WE MEAN BUSINESS: Squatters with a cause occupy café

An update on the occupation of 34 Broadway Market which Hackney Independent fully supports.

Hackney Gazette frontpage: Thursday December 1, 2005

WE MEAN BUSINESS: Squatters with a cause occupy café

Campaigners have staged a midnight takeover of a popular greasy spoon to save it from demolition.

The self-styled ‘squatters with a cause’ invaded the former Francesca’s café in Broadway Market hours before workmen were due to gut it on Monday morning.

Calling themselves the ‘Save Broadway Market Campaign’, the highly organised group say the move is part of their quest to save the area from delopers.

The Gazette gained access to the building and found members were stocked up with food and water, keeping warm with electric heaters and even had a TV set up inside.

Group spokesman Aruther Shuter claimed up to 50 people were working in shifts to protect the building and would stay there for six months under ‘squatters rights’.

He blames a string of Broadway Market business closures on the cheap sell-off of public properties by a cash-strapped Hackney Council in 2000 and 2001.

“We want to stop the rot and prevent developers from taking businesses and homes from the people of Hackney,” Mr Shuter told the Gazette.

The café was run by Tone Platia until he was evicted in July when his lease run out and it closed.

My Shuter sawys the group is demanding that his business is hand back.

“Tony was one of the first victims of the council sell off,” he said. “Francesca’s was a meeting point for the community who lived here all their lives.”

“He had a business for 31 years and we want him back in here,” he added.

“This is just the first phase of the battle – we won’t stop until the truth comes out and we take back all these properties from developers.”

Manchester-based Thermatic Building Services Ltd owns the building and was due to replace the café with a new eatery and flats.

That company is owned by Market House Ltd, which is controlled by property developer Dr. Roger Wratten. He owns a number of properties in Broadway Market.

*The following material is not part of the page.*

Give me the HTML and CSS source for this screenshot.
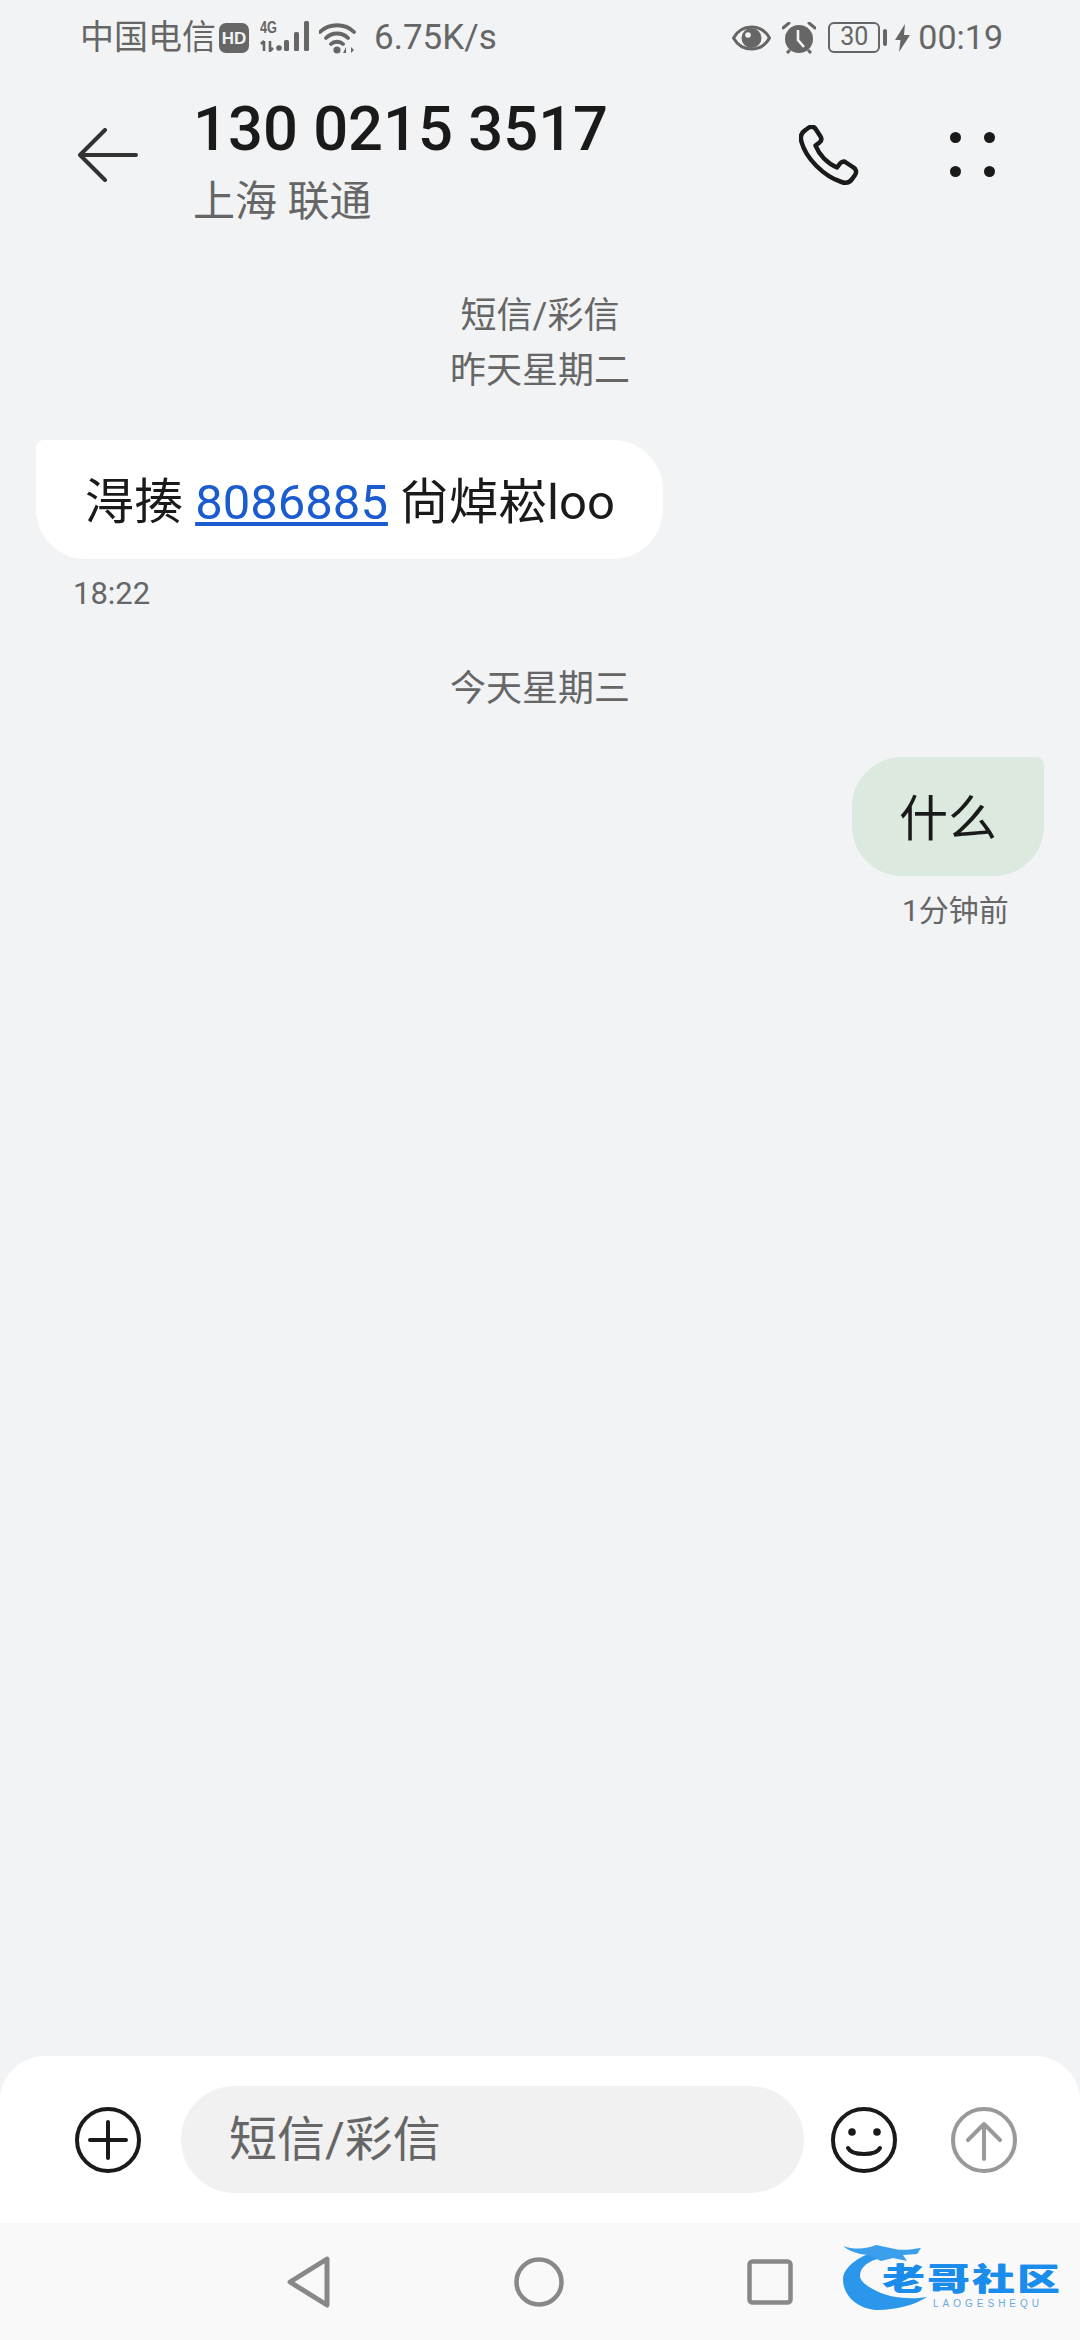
FILE: index.html
```html
<!DOCTYPE html>
<html lang="zh-CN">
<head>
    <meta charset="UTF-8">
    <meta name="viewport" content="width=device-width, initial-scale=1.0">
    <title>短信</title>
    <link rel="stylesheet" href="styles.css">
</head>
<body>
    <div class="status-bar">
        <div class="status-left">
            <span class="carrier">中国电信</span>
            <svg class="hd-icon" width="30" height="30" viewBox="0 0 30 30">
                <rect width="30" height="30" rx="7" fill="#666"/>
                <text x="15" y="21" text-anchor="middle" class="hd-text">HD</text>
            </svg>
            <svg class="signal-icon" width="50" height="36" viewBox="0 -4 50 36">
                <text x="0" y="13" class="net-text" textLength="17" lengthAdjust="spacingAndGlyphs">4G</text>
                <path d="M4 21v10M1 24l3-3M10 21v10l3-3" stroke="#666" stroke-width="2.6" fill="none"/>
                <circle cx="19" cy="28" r="2.8" fill="#666"/>
                <rect x="24" y="20" width="5" height="11" rx="1.5" fill="#666"/>
                <rect x="34" y="12" width="5" height="19" rx="1.5" fill="#666"/>
                <rect x="44" y="1" width="5" height="30" rx="1.5" fill="#666"/>
            </svg>
            <svg class="wifi-icon" width="38" height="32" viewBox="0 0 38 32">
                <path d="M1 10C10 1 26 1 35 10M7 16C13 10 23 10 29 16M12 22C15 19 21 19 24 22" stroke="#666" stroke-width="3.8" fill="none" stroke-linecap="round"/>
                <circle cx="18" cy="28" r="3.6" fill="#666"/>
                <path d="M27 31v-6l-3 6zM32 25v6l3-3z" fill="#666"/>
            </svg>
            <span class="speed">6.75K/s</span>
        </div>
        <div class="status-right">
            <svg class="eye-icon" width="39" height="26" viewBox="0 0 39 26">
                <path d="M1.5 13C6 5 12 2 19.5 2S33 5 37.5 13C33 21 27 24 19.5 24S6 21 1.5 13Z" fill="none" stroke="#666" stroke-width="3"/>
                <circle cx="19.5" cy="13" r="10" fill="#666"/>
                <circle cx="16" cy="10" r="2.8" fill="#f1f3f5"/>
            </svg>
            <svg class="alarm-icon" width="34" height="32" viewBox="0 0 34 32">
                <circle cx="17" cy="17" r="14" fill="#666"/>
                <path d="M1 6l6-5M33 6l-6-5" stroke="#666" stroke-width="3" stroke-linecap="round"/>
                <path d="M5 31l3-3M29 31l-3-3" stroke="#666" stroke-width="3"/>
                <path d="M16 8v10l6 7" stroke="#f1f3f5" stroke-width="2.6" fill="none"/>
            </svg>
            <div class="battery">
                <span class="battery-body">30</span>
                <span class="battery-nub"></span>
            </div>
            <svg class="bolt-icon" width="15" height="28" viewBox="0 0 15 28">
                <path d="M10 0L0 16h5.500L4 28l11-17H9z" fill="#666"/>
            </svg>
            <span class="clock">00:19</span>
        </div>
    </div>

    <div class="header">
        <svg class="back-icon" width="60" height="54" viewBox="0 0 60 54">
            <path d="M27 2L2 27l25 25M2 27h56" fill="none" stroke="#333" stroke-width="4" stroke-linecap="round" stroke-linejoin="round"/>
        </svg>
        <div class="contact">
            <div class="contact-number">130 0215 3517</div>
            <div class="contact-area">上海 联通</div>
        </div>
        <svg class="phone-icon" width="60" height="60" viewBox="0 0 60 60">
            <path d="M10 2.500C13 1 15.500 2 17 4.500L21.500 11.500C23 14 22.500 16 20.500 17.500L16.500 20.500C18.500 25.500 21 29.500 25 33.500C29 37.500 33 40.500 38 42.500L41 38.500C42.500 36.500 45 36 47 37.500L54.500 42.500C57 44 58 47 56 50L53.500 53.500C51 57.500 47 58.500 42.500 57C33 54 24.500 48 17.500 41C10.500 34 5 26 2.500 17C1 12 2.500 7.500 6.500 5Z" fill="none" stroke="#1a1a1a" stroke-width="4.5" stroke-linejoin="round"/>
        </svg>
        <div class="more-dots">
            <span></span><span></span><span></span><span></span>
        </div>
    </div>

    <div class="messages">
        <div class="day-label">短信/彩信<br>昨天星期二</div>
        <div class="bubble bubble-in">
            淂揍 <a class="link" href="#">8086885</a> 尙焯崧loo
        </div>
        <div class="msg-time time-in">18:22</div>
        <div class="day-label day-today">今天星期三</div>
        <div class="bubble bubble-out">什么</div>
        <div class="msg-time time-out">1分钟前</div>
    </div>

    <div class="composer">
        <svg class="round-icon" width="66" height="66" viewBox="0 0 66 66">
            <circle cx="33" cy="33" r="31" fill="none" stroke="#1a1a1a" stroke-width="4"/>
            <path d="M15 33h36M33 15v36" stroke="#1a1a1a" stroke-width="4" stroke-linecap="round"/>
        </svg>
        <div class="input-pill">短信/彩信</div>
        <svg class="round-icon" width="66" height="66" viewBox="0 0 66 66">
            <circle cx="33" cy="33" r="31" fill="none" stroke="#1a1a1a" stroke-width="4"/>
            <circle cx="21" cy="25" r="3.8" fill="#1a1a1a"/>
            <circle cx="46" cy="25" r="3.8" fill="#1a1a1a"/>
            <path d="M17 41C21 49 45 49 49 41" fill="none" stroke="#1a1a1a" stroke-width="4" stroke-linecap="round"/>
        </svg>
        <svg class="round-icon send-icon" width="66" height="66" viewBox="0 0 66 66">
            <circle cx="33" cy="33" r="31" fill="none" stroke="#999" stroke-width="4"/>
            <path d="M33 52V17M17 33l16-16 16 16" fill="none" stroke="#999" stroke-width="4" stroke-linecap="round" stroke-linejoin="round"/>
        </svg>
    </div>

    <div class="nav-bar">
        <svg width="44" height="52" viewBox="0 0 44 52">
            <path d="M40 3L3 26l37 23z" fill="none" stroke="#888" stroke-width="5" stroke-linejoin="round"/>
        </svg>
        <svg width="50" height="50" viewBox="0 0 50 50">
            <circle cx="25" cy="25" r="22.500" fill="none" stroke="#888" stroke-width="4.500"/>
        </svg>
        <svg width="46" height="46" viewBox="0 0 46 46">
            <rect x="2.500" y="2.500" width="41" height="41" rx="3" fill="none" stroke="#888" stroke-width="4.500"/>
        </svg>
        <div class="watermark">
            <svg class="watermark-dragon" width="90" height="70" viewBox="0 0 90 70">
                <path d="M25 11C8 18 0 28 0 36C0 55 18 67 35 67C52 67 72 62 84 54C65 57 48 54 38 50C24 44 17 38 17 33C17 24 25 18 38 15Z" fill="#2b97ea"/>
                <path d="M0 3C12 7 24 6 33 2L52 6C60 8 70 6 78 5L74 11L60 12L64 18L50 15L38 18L25 12C14 11 6 8 0 3Z" fill="#3b9fec"/>
            </svg>
            <span class="watermark-name">老哥社区</span>
            <span class="watermark-sub">LAOGESHEQU</span>
        </div>
    </div>
</body>
</html>
```

FILE: styles.css
```css
* {
    box-sizing: border-box;
}
body {
    margin: 0;
    width: 1080px;
    height: 2340px;
    display: flex;
    flex-direction: column;
    background-color: #f1f3f5;
    font-family: Roboto, "Noto Sans CJK SC", sans-serif;
    overflow: hidden;
}
svg {
    display: block;
    flex: none;
}

/* status bar */
.status-bar {
    height: 75px;
    padding: 21px 77px 0 80px;
    display: flex;
    justify-content: space-between;
    align-items: flex-start;
    color: #666;
    font-size: 34px;
    line-height: 33px;
}
.status-left, .status-right {
    display: flex;
    align-items: center;
    height: 33px;
}
.hd-icon {
    margin-left: 3px;
}
.hd-text {
    font-family: "Liberation Sans", sans-serif;
    font-size: 17px;
    font-weight: 700;
    fill: #f1f3f5;
}
.signal-icon {
    margin: -5px 0 0 11px;
    align-self: flex-start;
}
.net-text {
    font-family: "Liberation Sans", sans-serif;
    font-size: 17px;
    font-weight: 700;
    fill: #666;
}
.wifi-icon {
    margin-left: 9px;
}
.speed {
    margin-left: 17px;
    font-size: 35px;
}
.alarm-icon {
    margin-left: 11px;
}
.battery {
    margin-left: 12px;
    display: flex;
    align-items: center;
}
.battery-body {
    width: 52px;
    height: 31px;
    border: 2.5px solid #666;
    border-radius: 6px;
    font-size: 25px;
    line-height: 26px;
    text-align: center;
}
.battery-nub {
    width: 4px;
    height: 17px;
    margin-left: 3px;
    background-color: #666;
    border-radius: 2px;
}
.bolt-icon {
    margin-left: 8px;
}
.clock {
    margin-left: 8px;
}

/* header */
.header {
    height: 150px;
    padding: 0 0 0 78px;
    display: flex;
    align-items: flex-start;
}
.back-icon {
    margin-top: 53px;
}
.contact {
    margin-left: 55px;
    width: 606px;
}
.contact-number {
    margin-top: 22px;
    font-size: 61.5px;
    line-height: 64px;
    font-weight: 500;
    color: #1a1a1a;
}
.contact-area {
    margin-top: 18px;
    font-size: 42px;
    line-height: 46px;
    color: #666;
}
.phone-icon {
    margin-top: 50px;
}
.more-dots {
    margin: 57px 0 0 91px;
    width: 45px;
    height: 45px;
    display: grid;
    grid-template-columns: 11px 11px;
    grid-template-rows: 11px 11px;
    justify-content: space-between;
    align-content: space-between;
}
.more-dots span {
    background-color: #1a1a1a;
    border-radius: 50%;
}

/* messages */
.messages {
    flex: 1;
    padding-top: 64px;
    display: flex;
    flex-direction: column;
}
.day-label {
    text-align: center;
    font-size: 36px;
    line-height: 55px;
    color: #666;
}
.day-today {
    margin-top: 48px;
}
.bubble {
    height: 119px;
    padding-top: 6px;
    font-size: 49px;
    line-height: 113px;
    color: #1a1a1a;
}
.bubble-in {
    margin: 41px 0 0 36px;
    width: 627px;
    padding-left: 49px;
    background-color: #fff;
    border-radius: 8px 50px 50px 50px;
    white-space: nowrap;
}
.link {
    color: #1a5bd0;
}
.bubble-out {
    margin: 40px 0 0 852px;
    width: 192px;
    text-align: center;
    background-color: #dce9df;
    border-radius: 50px 8px 50px 50px;
}
.msg-time {
    font-size: 30px;
    line-height: 40px;
    color: #666;
}
.time-in {
    margin: 15px 0 0 73px;
    font-size: 31px;
}
.time-out {
    margin: 15px 0 0 902px;
}

/* input */
.composer {
    height: 167px;
    padding: 30px 0 0 75px;
    display: flex;
    align-items: flex-start;
    background-color: #fff;
    border-radius: 45px 45px 0 0;
}
.round-icon {
    margin-top: 21px;
}
.send-icon {
    margin-left: 54px;
}
.input-pill {
    width: 623px;
    height: 107px;
    margin: 0 27px 0 40px;
    padding-left: 48px;
    background-color: #f1f1f1;
    border-radius: 54px;
    font-size: 48px;
    line-height: 107px;
    color: #666;
}

/* bottom navigation */
.nav-bar {
    position: relative;
    height: 117px;
    display: flex;
    align-items: center;
    justify-content: center;
    gap: 183px;
    background-color: #f9f9f9;
}
.watermark {
    position: absolute;
    left: 843px;
    top: 20px;
    width: 220px;
    height: 70px;
}
.watermark-dragon {
    position: absolute;
    left: 0;
    top: 0;
}
.watermark-name {
    position: absolute;
    left: 39px;
    top: 22px;
    font-family: "Liberation Sans", "Noto Sans CJK SC", sans-serif;
    font-size: 42px;
    line-height: 42px;
    font-weight: 900;
    letter-spacing: 3px;
    color: #1a8cec;
    white-space: nowrap;
    transform: scaleY(0.72);
    transform-origin: left top;
    text-shadow: 1px 0 #1a8cec;
}
.watermark-sub {
    position: absolute;
    left: 90px;
    top: 56px;
    font-family: "Liberation Sans", sans-serif;
    font-size: 10px;
    line-height: 9px;
    letter-spacing: 4px;
    color: #6aa9dc;
}
```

Dr. Wratten would not comment on the lasest row, but Thermatic’s managing director David Oakley told the Gazette he was taking legal advice.

“It’s all going to be developed in keeping with the theme of the area and it will be an asset to it,” he said.

Hackney’s deputy mayor, Cllr Jessica Crowe, explained that properties on the street were sold when the council was “under legally-binding directions from the Government”.

“These required the council to sell surplus property to get it out of the financial crisis that developed when it was under no overall control,” she said.

“All local authorities must by law get market value when they sell property.”

Hackney police have confirmed they are aware of the situation and that officers have been incontact with the protestors and owner.